◆ **WHAT IS REQUIRED**
Note each line where "styles" appears, and copy it.
++++ DATA
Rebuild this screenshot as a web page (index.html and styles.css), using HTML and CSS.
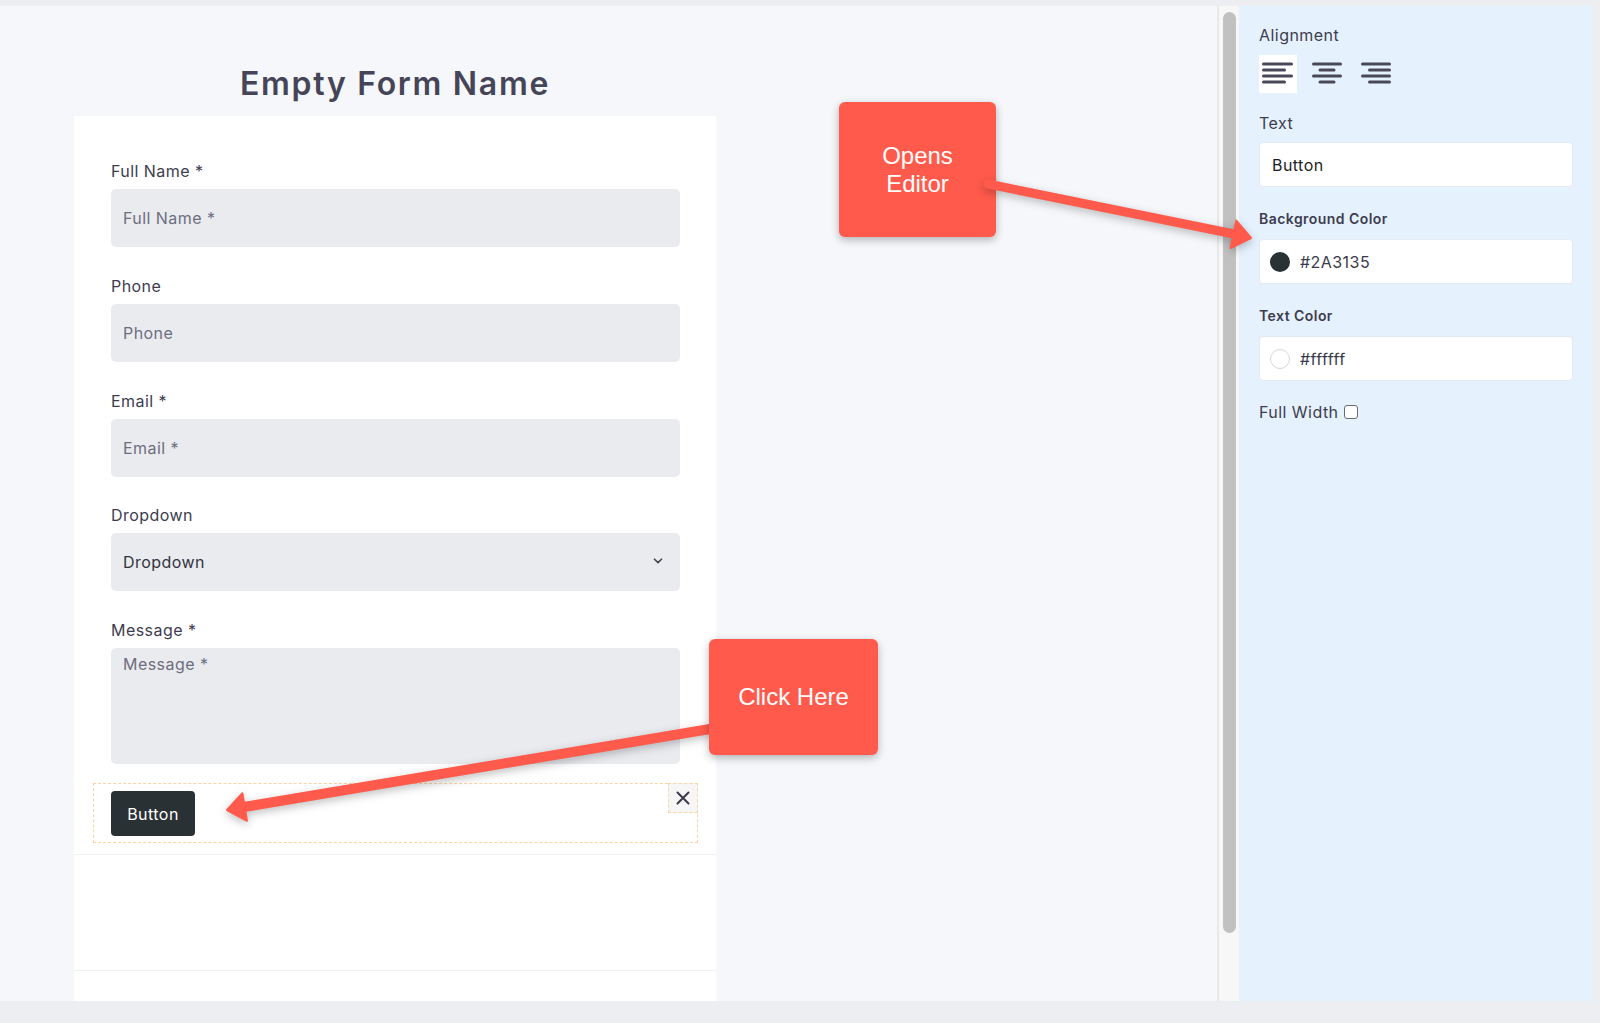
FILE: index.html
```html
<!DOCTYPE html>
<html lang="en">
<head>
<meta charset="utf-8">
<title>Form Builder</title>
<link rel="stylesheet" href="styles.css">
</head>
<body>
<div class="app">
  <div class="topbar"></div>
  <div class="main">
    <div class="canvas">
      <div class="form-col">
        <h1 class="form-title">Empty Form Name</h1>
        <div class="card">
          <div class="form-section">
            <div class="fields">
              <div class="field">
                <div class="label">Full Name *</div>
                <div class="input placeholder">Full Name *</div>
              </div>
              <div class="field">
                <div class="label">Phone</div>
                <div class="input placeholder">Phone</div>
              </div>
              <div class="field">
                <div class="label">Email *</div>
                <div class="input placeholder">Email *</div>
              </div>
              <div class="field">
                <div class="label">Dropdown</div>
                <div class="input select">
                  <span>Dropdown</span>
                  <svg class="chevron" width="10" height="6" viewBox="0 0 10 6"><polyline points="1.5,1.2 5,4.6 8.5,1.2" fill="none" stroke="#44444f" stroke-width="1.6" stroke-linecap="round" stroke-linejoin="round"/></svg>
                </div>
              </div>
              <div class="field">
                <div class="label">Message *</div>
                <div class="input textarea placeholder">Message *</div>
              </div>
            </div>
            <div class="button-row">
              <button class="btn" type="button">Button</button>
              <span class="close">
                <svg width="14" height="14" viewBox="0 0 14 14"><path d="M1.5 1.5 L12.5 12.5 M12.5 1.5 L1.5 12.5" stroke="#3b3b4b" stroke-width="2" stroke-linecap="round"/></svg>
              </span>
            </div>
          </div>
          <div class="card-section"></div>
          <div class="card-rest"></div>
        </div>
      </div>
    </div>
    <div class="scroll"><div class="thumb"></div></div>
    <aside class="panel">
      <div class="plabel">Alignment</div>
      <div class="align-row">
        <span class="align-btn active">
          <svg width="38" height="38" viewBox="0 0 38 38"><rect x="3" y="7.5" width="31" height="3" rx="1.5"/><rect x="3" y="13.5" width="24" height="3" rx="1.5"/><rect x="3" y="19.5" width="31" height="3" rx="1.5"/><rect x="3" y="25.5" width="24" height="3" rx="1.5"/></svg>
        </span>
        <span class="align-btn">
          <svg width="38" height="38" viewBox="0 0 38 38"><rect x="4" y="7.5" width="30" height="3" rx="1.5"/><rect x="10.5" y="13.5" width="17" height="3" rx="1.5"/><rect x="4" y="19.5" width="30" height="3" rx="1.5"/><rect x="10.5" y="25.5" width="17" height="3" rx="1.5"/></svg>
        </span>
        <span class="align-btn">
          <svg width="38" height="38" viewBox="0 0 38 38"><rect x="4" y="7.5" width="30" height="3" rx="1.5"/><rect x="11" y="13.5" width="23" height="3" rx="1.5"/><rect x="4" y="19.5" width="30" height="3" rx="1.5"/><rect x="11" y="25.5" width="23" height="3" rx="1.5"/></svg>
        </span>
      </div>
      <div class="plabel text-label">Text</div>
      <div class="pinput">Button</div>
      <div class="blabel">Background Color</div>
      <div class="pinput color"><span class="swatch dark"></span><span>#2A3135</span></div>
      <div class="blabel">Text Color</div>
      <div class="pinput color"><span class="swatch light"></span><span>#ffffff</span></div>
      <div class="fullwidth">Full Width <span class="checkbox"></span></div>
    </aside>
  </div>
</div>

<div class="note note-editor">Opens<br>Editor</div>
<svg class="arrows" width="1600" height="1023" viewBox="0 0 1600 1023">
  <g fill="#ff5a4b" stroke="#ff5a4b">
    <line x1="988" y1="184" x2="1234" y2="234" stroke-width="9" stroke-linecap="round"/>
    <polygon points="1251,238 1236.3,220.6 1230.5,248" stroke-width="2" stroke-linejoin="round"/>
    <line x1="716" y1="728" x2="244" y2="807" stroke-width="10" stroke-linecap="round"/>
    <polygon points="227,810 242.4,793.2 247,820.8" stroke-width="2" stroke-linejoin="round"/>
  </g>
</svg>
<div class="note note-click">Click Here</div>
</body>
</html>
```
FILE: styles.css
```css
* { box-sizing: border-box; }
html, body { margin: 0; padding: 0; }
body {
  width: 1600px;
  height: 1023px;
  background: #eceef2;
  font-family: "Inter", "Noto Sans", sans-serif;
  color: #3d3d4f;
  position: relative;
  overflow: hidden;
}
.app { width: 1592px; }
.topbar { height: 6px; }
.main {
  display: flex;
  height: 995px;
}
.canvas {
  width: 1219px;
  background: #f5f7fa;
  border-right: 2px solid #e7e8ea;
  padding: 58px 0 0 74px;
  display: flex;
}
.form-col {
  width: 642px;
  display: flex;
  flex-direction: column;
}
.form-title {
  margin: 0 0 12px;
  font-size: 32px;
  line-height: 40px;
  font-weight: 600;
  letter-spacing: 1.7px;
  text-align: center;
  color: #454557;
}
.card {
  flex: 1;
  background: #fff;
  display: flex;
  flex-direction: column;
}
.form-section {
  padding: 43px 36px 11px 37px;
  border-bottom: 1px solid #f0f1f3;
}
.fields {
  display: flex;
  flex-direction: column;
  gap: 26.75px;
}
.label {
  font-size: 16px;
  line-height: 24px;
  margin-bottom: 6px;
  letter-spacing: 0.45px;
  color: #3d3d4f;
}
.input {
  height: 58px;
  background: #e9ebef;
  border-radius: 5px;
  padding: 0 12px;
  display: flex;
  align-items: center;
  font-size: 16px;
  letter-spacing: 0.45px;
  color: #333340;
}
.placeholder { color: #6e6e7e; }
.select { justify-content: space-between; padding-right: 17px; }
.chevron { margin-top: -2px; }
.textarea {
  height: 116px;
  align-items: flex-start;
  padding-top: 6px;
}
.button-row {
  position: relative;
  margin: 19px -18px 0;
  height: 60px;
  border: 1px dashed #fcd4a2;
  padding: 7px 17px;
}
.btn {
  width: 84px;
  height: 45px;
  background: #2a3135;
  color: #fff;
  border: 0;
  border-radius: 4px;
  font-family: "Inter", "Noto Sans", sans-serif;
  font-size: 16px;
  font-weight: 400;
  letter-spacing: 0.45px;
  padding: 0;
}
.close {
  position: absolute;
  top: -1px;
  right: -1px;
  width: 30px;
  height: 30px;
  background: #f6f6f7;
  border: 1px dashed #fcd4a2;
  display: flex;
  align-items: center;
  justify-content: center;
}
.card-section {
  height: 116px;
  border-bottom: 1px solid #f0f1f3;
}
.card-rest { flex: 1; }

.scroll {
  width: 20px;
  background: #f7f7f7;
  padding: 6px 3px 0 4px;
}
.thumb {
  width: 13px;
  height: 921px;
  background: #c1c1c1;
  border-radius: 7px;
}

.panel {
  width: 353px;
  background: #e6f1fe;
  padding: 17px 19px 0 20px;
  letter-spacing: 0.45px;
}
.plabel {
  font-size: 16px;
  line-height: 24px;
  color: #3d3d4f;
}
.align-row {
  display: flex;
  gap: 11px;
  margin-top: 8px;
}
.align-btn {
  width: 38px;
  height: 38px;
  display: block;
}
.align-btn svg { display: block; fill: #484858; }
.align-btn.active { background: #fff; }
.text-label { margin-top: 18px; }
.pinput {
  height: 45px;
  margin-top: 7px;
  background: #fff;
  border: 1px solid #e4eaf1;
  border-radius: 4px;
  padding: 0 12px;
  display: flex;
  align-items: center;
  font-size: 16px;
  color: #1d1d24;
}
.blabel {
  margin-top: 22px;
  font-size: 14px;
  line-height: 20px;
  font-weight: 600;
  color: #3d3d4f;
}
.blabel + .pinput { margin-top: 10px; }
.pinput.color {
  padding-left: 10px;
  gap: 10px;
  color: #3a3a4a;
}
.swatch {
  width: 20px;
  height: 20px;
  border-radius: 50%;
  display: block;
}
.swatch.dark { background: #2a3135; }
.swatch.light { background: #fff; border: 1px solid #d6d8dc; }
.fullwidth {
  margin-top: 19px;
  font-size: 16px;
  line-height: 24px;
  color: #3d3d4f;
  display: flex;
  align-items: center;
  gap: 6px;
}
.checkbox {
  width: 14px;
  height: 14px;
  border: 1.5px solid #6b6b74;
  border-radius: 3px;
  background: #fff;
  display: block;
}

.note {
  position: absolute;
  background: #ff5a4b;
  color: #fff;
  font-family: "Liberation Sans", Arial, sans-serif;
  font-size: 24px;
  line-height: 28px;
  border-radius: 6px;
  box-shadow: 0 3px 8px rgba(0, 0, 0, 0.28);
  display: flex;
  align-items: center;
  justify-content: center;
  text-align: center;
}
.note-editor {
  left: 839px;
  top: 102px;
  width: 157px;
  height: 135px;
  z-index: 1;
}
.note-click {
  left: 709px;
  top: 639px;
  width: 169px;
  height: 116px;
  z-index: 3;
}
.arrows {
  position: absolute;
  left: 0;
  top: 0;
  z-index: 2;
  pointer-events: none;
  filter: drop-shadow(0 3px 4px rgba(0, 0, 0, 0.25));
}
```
++++++++
◆ **ANSWER TO THIS TASK**
Rebuild this screenshot as a web page (index.html and styles.css), using HTML and CSS.
<link rel="stylesheet" href="styles.css">
FILE: styles.css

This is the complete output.